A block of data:
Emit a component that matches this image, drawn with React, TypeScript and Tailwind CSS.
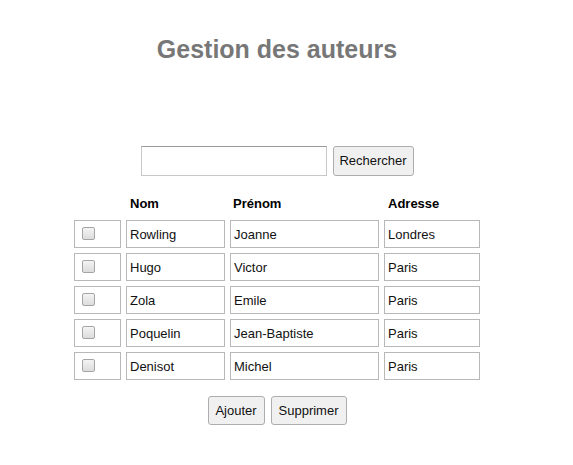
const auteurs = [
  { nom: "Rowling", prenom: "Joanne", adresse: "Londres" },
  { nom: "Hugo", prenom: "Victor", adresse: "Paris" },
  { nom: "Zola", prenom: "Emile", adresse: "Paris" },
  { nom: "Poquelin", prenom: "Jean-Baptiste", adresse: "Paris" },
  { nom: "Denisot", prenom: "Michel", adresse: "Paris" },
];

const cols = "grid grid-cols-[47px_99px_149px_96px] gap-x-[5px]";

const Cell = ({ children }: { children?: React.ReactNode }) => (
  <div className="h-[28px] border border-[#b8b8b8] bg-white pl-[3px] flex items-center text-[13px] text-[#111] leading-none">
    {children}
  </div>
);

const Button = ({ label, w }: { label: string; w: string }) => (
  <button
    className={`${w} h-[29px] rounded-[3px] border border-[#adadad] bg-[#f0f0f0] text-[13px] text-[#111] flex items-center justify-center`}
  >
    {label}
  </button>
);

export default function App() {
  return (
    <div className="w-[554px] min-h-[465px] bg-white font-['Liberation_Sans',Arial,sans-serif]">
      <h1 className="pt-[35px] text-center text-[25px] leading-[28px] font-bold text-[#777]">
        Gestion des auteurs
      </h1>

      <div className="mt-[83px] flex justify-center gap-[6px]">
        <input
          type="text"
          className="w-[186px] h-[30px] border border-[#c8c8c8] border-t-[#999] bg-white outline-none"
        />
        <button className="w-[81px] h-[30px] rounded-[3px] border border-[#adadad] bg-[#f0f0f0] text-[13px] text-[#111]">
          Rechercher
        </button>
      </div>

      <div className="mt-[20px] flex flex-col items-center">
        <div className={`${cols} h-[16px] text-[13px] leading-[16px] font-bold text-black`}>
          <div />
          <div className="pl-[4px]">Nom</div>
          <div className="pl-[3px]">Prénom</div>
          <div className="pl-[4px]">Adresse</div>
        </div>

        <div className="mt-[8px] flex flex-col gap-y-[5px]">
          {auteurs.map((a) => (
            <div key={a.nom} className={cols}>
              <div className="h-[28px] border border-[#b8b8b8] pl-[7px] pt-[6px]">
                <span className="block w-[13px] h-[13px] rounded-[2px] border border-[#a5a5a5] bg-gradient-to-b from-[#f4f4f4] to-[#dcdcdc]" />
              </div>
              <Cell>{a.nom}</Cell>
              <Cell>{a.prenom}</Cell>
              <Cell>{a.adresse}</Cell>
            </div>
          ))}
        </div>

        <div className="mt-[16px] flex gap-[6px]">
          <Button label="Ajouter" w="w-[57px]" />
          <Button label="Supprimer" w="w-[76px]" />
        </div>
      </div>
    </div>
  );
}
--
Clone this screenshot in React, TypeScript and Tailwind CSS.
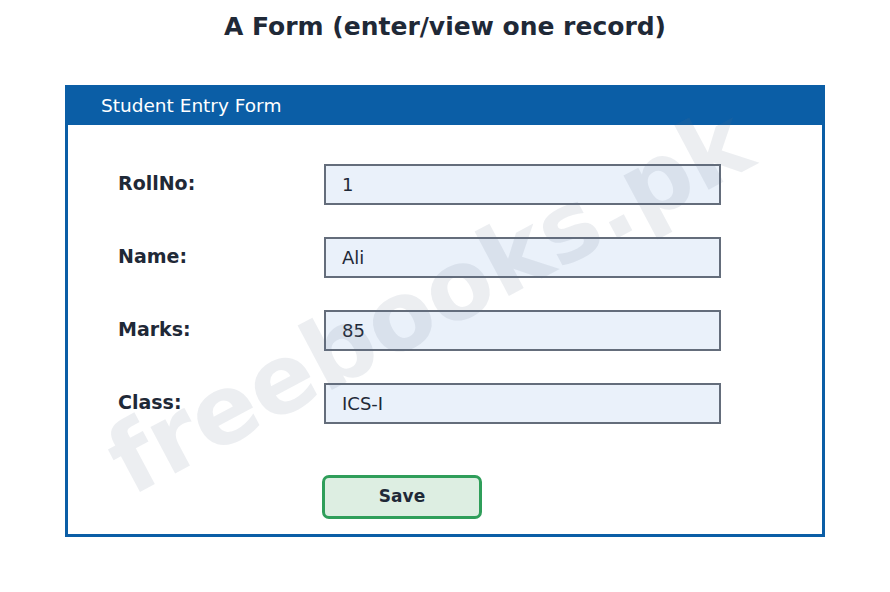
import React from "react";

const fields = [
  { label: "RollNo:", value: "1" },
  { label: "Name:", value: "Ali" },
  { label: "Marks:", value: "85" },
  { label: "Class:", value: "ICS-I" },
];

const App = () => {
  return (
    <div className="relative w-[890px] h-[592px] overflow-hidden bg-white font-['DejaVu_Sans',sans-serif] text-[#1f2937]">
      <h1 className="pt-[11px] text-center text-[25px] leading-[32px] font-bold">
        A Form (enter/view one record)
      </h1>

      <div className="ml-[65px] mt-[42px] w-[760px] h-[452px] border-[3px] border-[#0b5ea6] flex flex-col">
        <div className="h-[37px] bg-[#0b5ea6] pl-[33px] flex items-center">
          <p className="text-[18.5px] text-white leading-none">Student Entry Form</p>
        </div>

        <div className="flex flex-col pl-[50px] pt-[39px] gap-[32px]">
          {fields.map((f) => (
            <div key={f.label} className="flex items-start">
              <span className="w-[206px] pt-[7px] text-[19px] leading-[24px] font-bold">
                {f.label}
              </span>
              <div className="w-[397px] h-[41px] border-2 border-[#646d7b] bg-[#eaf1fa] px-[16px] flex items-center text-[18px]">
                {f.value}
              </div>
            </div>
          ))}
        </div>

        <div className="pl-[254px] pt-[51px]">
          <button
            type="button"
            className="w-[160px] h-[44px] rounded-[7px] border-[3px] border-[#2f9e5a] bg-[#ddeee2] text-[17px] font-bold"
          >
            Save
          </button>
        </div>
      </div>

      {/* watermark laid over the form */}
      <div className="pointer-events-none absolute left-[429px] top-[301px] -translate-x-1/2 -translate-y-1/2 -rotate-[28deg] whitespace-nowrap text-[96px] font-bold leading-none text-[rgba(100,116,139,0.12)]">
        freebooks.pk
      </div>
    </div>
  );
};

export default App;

THE REQUEST: Provide solely the number of lines in the data that include the word "TypeScript".

OUTPUT BELOW: 2